SHORT EXERCISE: Identify the lines that contain the word "components" and copy each one.

===== LISTED ENTRIES

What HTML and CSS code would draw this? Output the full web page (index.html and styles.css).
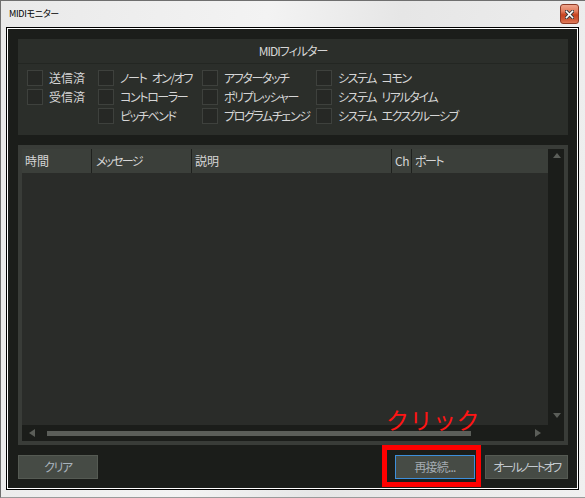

==========
===== LISTED ENTRIES

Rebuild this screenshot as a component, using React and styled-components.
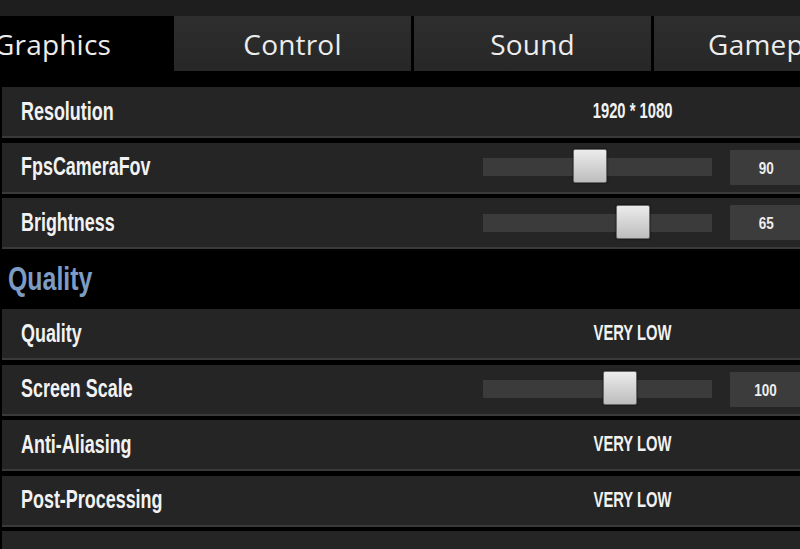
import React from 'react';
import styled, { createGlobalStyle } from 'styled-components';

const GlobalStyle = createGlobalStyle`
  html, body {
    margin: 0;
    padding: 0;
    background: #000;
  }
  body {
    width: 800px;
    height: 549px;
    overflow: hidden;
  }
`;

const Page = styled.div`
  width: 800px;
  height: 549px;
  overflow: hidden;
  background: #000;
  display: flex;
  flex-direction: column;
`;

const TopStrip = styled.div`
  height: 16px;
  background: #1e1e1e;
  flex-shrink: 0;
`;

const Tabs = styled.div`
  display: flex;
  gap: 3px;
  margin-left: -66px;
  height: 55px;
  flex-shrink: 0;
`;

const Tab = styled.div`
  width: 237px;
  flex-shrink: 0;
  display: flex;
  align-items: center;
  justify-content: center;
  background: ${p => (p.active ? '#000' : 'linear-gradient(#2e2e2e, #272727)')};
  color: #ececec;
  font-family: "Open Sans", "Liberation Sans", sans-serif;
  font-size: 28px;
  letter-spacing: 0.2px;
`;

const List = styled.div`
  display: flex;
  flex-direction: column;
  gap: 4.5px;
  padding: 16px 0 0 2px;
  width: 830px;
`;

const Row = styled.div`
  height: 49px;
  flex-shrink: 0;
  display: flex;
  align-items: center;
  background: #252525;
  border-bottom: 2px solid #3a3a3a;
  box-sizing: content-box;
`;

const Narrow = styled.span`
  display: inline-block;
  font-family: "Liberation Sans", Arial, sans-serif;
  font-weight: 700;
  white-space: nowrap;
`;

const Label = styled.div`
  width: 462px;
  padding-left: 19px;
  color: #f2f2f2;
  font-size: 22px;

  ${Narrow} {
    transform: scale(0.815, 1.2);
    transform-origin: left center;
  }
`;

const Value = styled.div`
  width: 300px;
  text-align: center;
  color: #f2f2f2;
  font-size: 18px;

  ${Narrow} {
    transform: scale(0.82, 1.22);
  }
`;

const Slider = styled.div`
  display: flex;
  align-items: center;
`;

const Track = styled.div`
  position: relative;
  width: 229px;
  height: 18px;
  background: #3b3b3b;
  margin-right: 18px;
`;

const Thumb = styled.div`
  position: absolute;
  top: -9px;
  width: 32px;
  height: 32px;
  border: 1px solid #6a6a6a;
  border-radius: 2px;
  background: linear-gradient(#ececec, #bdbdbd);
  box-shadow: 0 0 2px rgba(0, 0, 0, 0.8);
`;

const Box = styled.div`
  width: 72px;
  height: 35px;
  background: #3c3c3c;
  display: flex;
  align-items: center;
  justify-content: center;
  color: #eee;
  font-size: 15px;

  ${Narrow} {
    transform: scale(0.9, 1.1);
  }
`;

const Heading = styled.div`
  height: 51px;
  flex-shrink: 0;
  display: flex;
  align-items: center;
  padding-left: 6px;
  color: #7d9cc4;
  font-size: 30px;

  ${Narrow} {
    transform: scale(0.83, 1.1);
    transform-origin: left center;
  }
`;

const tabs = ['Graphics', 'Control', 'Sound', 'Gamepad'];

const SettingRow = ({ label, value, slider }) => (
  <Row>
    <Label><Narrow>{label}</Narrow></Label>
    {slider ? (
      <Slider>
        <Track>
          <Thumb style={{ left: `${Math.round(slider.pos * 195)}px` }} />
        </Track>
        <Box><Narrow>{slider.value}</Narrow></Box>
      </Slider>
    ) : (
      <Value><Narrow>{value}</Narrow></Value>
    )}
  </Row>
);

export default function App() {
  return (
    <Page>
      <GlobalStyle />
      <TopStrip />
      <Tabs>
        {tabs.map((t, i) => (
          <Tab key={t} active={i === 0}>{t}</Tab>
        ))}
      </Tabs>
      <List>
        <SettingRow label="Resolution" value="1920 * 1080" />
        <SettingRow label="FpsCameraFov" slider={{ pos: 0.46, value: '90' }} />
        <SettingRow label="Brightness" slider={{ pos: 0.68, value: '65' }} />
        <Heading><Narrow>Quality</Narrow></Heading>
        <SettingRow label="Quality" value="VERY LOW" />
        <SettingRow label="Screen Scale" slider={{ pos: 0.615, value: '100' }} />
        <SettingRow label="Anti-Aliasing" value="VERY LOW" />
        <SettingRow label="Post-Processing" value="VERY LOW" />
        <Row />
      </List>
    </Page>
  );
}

==========
===== LISTED ENTRIES

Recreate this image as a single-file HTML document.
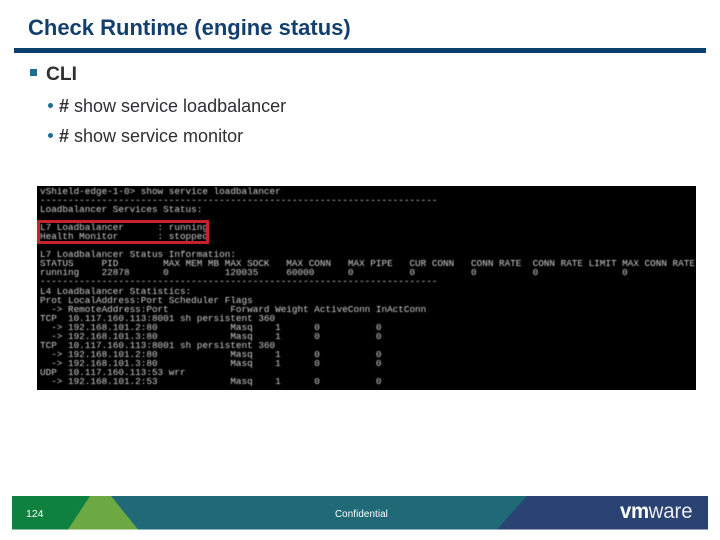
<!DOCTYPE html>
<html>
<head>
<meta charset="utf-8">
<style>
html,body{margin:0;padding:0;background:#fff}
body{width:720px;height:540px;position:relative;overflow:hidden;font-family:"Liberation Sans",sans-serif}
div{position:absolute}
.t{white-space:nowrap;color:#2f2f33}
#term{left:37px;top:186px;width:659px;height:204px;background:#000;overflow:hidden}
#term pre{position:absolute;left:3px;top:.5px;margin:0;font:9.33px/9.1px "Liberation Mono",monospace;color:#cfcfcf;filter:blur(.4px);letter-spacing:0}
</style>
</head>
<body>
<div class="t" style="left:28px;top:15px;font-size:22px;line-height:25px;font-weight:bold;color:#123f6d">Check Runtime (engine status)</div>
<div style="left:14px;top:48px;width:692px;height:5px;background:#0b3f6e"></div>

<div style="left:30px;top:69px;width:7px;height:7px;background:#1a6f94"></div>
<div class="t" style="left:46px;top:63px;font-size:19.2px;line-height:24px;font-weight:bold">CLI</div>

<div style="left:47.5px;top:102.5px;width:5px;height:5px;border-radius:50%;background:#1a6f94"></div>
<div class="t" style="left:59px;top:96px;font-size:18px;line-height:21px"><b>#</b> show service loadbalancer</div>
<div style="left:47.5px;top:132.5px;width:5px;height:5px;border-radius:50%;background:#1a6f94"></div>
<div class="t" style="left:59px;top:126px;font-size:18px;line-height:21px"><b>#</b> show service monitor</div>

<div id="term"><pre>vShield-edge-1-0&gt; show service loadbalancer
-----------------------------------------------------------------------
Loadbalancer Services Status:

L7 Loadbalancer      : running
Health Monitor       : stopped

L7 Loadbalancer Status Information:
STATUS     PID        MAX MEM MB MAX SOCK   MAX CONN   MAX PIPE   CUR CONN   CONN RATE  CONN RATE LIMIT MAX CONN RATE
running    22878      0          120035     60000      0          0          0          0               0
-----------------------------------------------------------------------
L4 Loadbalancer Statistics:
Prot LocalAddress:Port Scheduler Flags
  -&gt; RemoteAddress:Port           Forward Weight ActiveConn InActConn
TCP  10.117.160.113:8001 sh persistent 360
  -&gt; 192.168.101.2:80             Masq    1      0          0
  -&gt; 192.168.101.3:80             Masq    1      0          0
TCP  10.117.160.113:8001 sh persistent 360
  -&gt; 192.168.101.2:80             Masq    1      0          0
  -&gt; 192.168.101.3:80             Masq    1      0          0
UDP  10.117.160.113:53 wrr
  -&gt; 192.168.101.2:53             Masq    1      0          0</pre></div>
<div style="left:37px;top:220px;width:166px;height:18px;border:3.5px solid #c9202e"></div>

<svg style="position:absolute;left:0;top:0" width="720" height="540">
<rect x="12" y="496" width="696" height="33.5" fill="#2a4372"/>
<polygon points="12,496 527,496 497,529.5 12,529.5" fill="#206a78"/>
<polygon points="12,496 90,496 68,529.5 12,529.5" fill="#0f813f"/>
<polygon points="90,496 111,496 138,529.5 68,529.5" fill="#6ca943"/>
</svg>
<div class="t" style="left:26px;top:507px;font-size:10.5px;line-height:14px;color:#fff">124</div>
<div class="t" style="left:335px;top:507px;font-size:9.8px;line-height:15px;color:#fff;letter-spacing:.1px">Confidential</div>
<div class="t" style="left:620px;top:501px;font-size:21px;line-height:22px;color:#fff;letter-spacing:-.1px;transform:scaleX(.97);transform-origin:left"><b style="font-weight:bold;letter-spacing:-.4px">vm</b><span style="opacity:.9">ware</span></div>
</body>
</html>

==========

CORRECT OUTPUT:
Rebuild this screenshot as a component, using React and styled-components.
import styled, { createGlobalStyle } from 'styled-components';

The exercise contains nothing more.